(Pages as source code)

******************************

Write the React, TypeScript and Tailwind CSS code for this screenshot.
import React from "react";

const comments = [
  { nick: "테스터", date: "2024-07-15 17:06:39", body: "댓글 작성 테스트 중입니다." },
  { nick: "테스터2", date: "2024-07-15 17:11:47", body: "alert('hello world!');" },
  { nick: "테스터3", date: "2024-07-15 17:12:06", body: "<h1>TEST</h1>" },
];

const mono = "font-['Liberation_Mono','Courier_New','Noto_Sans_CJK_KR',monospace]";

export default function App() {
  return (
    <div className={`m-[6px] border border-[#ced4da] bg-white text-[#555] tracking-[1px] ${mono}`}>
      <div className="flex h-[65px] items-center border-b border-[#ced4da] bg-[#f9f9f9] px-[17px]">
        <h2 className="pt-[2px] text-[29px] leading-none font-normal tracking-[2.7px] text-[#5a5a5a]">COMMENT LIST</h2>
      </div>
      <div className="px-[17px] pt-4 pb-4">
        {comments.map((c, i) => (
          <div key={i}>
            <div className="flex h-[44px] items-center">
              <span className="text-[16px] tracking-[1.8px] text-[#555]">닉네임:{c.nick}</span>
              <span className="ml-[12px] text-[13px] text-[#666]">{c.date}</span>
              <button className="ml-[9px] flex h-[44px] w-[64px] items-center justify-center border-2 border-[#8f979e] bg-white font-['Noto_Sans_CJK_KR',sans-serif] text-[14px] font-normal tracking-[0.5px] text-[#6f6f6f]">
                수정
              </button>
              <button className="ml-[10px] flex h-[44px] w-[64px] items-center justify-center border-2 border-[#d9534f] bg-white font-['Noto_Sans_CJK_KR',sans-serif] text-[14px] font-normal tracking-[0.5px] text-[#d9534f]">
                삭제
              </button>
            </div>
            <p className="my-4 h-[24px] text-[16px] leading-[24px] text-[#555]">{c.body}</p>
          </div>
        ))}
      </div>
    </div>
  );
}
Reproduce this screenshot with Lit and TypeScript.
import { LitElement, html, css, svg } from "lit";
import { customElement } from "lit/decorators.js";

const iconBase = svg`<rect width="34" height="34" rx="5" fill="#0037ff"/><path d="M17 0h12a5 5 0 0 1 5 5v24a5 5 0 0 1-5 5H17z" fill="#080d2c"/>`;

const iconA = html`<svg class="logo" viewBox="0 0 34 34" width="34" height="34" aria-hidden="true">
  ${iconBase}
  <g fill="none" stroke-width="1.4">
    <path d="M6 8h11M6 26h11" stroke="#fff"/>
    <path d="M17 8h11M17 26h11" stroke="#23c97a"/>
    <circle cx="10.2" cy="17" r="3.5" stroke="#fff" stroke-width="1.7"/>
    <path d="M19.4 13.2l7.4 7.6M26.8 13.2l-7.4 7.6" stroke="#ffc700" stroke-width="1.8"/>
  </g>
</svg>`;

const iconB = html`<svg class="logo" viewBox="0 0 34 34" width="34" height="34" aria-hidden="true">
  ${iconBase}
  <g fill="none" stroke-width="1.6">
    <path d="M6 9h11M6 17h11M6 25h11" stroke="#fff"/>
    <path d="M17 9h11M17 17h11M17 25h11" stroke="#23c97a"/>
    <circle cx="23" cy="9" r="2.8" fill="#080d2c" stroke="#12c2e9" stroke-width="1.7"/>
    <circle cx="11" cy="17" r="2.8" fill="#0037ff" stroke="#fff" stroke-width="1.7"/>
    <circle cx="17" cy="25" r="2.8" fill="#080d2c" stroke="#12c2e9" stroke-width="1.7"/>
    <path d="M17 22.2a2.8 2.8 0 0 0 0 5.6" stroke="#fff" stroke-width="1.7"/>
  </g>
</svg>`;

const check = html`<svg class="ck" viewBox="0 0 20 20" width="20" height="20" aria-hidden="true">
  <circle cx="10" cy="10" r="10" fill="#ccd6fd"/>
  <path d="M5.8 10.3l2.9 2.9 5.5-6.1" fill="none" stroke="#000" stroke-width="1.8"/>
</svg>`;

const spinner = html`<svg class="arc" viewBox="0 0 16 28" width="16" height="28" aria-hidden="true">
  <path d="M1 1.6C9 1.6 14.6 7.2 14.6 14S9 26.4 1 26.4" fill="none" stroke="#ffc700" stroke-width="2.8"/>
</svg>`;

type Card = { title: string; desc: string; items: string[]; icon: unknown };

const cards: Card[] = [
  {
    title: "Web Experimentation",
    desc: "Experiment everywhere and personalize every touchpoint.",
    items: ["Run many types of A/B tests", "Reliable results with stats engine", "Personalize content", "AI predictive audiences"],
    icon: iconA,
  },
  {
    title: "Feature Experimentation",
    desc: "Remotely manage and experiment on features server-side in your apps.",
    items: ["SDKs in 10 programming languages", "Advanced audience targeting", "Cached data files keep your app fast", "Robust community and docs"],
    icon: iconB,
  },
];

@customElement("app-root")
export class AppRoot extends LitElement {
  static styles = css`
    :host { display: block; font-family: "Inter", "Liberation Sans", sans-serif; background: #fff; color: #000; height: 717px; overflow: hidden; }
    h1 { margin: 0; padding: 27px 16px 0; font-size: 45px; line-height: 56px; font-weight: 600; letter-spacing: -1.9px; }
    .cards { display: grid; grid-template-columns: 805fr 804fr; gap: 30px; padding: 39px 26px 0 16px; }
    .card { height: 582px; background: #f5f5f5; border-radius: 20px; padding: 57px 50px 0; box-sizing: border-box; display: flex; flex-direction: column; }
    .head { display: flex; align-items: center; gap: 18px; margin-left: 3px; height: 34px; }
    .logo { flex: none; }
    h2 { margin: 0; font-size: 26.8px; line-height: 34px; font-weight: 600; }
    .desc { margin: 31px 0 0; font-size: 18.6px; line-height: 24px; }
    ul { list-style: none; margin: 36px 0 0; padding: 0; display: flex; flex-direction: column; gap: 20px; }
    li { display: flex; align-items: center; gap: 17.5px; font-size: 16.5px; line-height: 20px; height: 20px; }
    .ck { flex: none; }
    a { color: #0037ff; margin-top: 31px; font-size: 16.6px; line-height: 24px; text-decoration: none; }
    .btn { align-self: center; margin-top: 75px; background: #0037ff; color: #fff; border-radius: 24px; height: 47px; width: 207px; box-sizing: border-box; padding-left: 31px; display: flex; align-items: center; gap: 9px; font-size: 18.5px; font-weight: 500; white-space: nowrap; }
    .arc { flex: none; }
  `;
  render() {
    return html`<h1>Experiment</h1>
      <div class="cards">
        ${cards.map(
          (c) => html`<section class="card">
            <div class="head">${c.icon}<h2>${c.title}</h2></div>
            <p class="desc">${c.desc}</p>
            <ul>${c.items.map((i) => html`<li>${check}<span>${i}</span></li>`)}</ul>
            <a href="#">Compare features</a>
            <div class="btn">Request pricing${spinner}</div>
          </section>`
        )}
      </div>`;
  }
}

******************************

§ **What you will do**: Repeat the data precisely, reproducing every entry.

§ **Complete answer**:
Write the React, TypeScript and Tailwind CSS code for this screenshot.
import React from "react";

const comments = [
  { nick: "테스터", date: "2024-07-15 17:06:39", body: "댓글 작성 테스트 중입니다." },
  { nick: "테스터2", date: "2024-07-15 17:11:47", body: "alert('hello world!');" },
  { nick: "테스터3", date: "2024-07-15 17:12:06", body: "<h1>TEST</h1>" },
];

const mono = "font-['Liberation_Mono','Courier_New','Noto_Sans_CJK_KR',monospace]";

export default function App() {
  return (
    <div className={`m-[6px] border border-[#ced4da] bg-white text-[#555] tracking-[1px] ${mono}`}>
      <div className="flex h-[65px] items-center border-b border-[#ced4da] bg-[#f9f9f9] px-[17px]">
        <h2 className="pt-[2px] text-[29px] leading-none font-normal tracking-[2.7px] text-[#5a5a5a]">COMMENT LIST</h2>
      </div>
      <div className="px-[17px] pt-4 pb-4">
        {comments.map((c, i) => (
          <div key={i}>
            <div className="flex h-[44px] items-center">
              <span className="text-[16px] tracking-[1.8px] text-[#555]">닉네임:{c.nick}</span>
              <span className="ml-[12px] text-[13px] text-[#666]">{c.date}</span>
              <button className="ml-[9px] flex h-[44px] w-[64px] items-center justify-center border-2 border-[#8f979e] bg-white font-['Noto_Sans_CJK_KR',sans-serif] text-[14px] font-normal tracking-[0.5px] text-[#6f6f6f]">
                수정
              </button>
              <button className="ml-[10px] flex h-[44px] w-[64px] items-center justify-center border-2 border-[#d9534f] bg-white font-['Noto_Sans_CJK_KR',sans-serif] text-[14px] font-normal tracking-[0.5px] text-[#d9534f]">
                삭제
              </button>
            </div>
            <p className="my-4 h-[24px] text-[16px] leading-[24px] text-[#555]">{c.body}</p>
          </div>
        ))}
      </div>
    </div>
  );
}
Reproduce this screenshot with Lit and TypeScript.
import { LitElement, html, css, svg } from "lit";
import { customElement } from "lit/decorators.js";

const iconBase = svg`<rect width="34" height="34" rx="5" fill="#0037ff"/><path d="M17 0h12a5 5 0 0 1 5 5v24a5 5 0 0 1-5 5H17z" fill="#080d2c"/>`;

const iconA = html`<svg class="logo" viewBox="0 0 34 34" width="34" height="34" aria-hidden="true">
  ${iconBase}
  <g fill="none" stroke-width="1.4">
    <path d="M6 8h11M6 26h11" stroke="#fff"/>
    <path d="M17 8h11M17 26h11" stroke="#23c97a"/>
    <circle cx="10.2" cy="17" r="3.5" stroke="#fff" stroke-width="1.7"/>
    <path d="M19.4 13.2l7.4 7.6M26.8 13.2l-7.4 7.6" stroke="#ffc700" stroke-width="1.8"/>
  </g>
</svg>`;

const iconB = html`<svg class="logo" viewBox="0 0 34 34" width="34" height="34" aria-hidden="true">
  ${iconBase}
  <g fill="none" stroke-width="1.6">
    <path d="M6 9h11M6 17h11M6 25h11" stroke="#fff"/>
    <path d="M17 9h11M17 17h11M17 25h11" stroke="#23c97a"/>
    <circle cx="23" cy="9" r="2.8" fill="#080d2c" stroke="#12c2e9" stroke-width="1.7"/>
    <circle cx="11" cy="17" r="2.8" fill="#0037ff" stroke="#fff" stroke-width="1.7"/>
    <circle cx="17" cy="25" r="2.8" fill="#080d2c" stroke="#12c2e9" stroke-width="1.7"/>
    <path d="M17 22.2a2.8 2.8 0 0 0 0 5.6" stroke="#fff" stroke-width="1.7"/>
  </g>
</svg>`;

const check = html`<svg class="ck" viewBox="0 0 20 20" width="20" height="20" aria-hidden="true">
  <circle cx="10" cy="10" r="10" fill="#ccd6fd"/>
  <path d="M5.8 10.3l2.9 2.9 5.5-6.1" fill="none" stroke="#000" stroke-width="1.8"/>
</svg>`;

const spinner = html`<svg class="arc" viewBox="0 0 16 28" width="16" height="28" aria-hidden="true">
  <path d="M1 1.6C9 1.6 14.6 7.2 14.6 14S9 26.4 1 26.4" fill="none" stroke="#ffc700" stroke-width="2.8"/>
</svg>`;

type Card = { title: string; desc: string; items: string[]; icon: unknown };

const cards: Card[] = [
  {
    title: "Web Experimentation",
    desc: "Experiment everywhere and personalize every touchpoint.",
    items: ["Run many types of A/B tests", "Reliable results with stats engine", "Personalize content", "AI predictive audiences"],
    icon: iconA,
  },
  {
    title: "Feature Experimentation",
    desc: "Remotely manage and experiment on features server-side in your apps.",
    items: ["SDKs in 10 programming languages", "Advanced audience targeting", "Cached data files keep your app fast", "Robust community and docs"],
    icon: iconB,
  },
];

@customElement("app-root")
export class AppRoot extends LitElement {
  static styles = css`
    :host { display: block; font-family: "Inter", "Liberation Sans", sans-serif; background: #fff; color: #000; height: 717px; overflow: hidden; }
    h1 { margin: 0; padding: 27px 16px 0; font-size: 45px; line-height: 56px; font-weight: 600; letter-spacing: -1.9px; }
    .cards { display: grid; grid-template-columns: 805fr 804fr; gap: 30px; padding: 39px 26px 0 16px; }
    .card { height: 582px; background: #f5f5f5; border-radius: 20px; padding: 57px 50px 0; box-sizing: border-box; display: flex; flex-direction: column; }
    .head { display: flex; align-items: center; gap: 18px; margin-left: 3px; height: 34px; }
    .logo { flex: none; }
    h2 { margin: 0; font-size: 26.8px; line-height: 34px; font-weight: 600; }
    .desc { margin: 31px 0 0; font-size: 18.6px; line-height: 24px; }
    ul { list-style: none; margin: 36px 0 0; padding: 0; display: flex; flex-direction: column; gap: 20px; }
    li { display: flex; align-items: center; gap: 17.5px; font-size: 16.5px; line-height: 20px; height: 20px; }
    .ck { flex: none; }
    a { color: #0037ff; margin-top: 31px; font-size: 16.6px; line-height: 24px; text-decoration: none; }
    .btn { align-self: center; margin-top: 75px; background: #0037ff; color: #fff; border-radius: 24px; height: 47px; width: 207px; box-sizing: border-box; padding-left: 31px; display: flex; align-items: center; gap: 9px; font-size: 18.5px; font-weight: 500; white-space: nowrap; }
    .arc { flex: none; }
  `;
  render() {
    return html`<h1>Experiment</h1>
      <div class="cards">
        ${cards.map(
          (c) => html`<section class="card">
            <div class="head">${c.icon}<h2>${c.title}</h2></div>
            <p class="desc">${c.desc}</p>
            <ul>${c.items.map((i) => html`<li>${check}<span>${i}</span></li>`)}</ul>
            <a href="#">Compare features</a>
            <div class="btn">Request pricing${spinner}</div>
          </section>`
        )}
      </div>`;
  }
}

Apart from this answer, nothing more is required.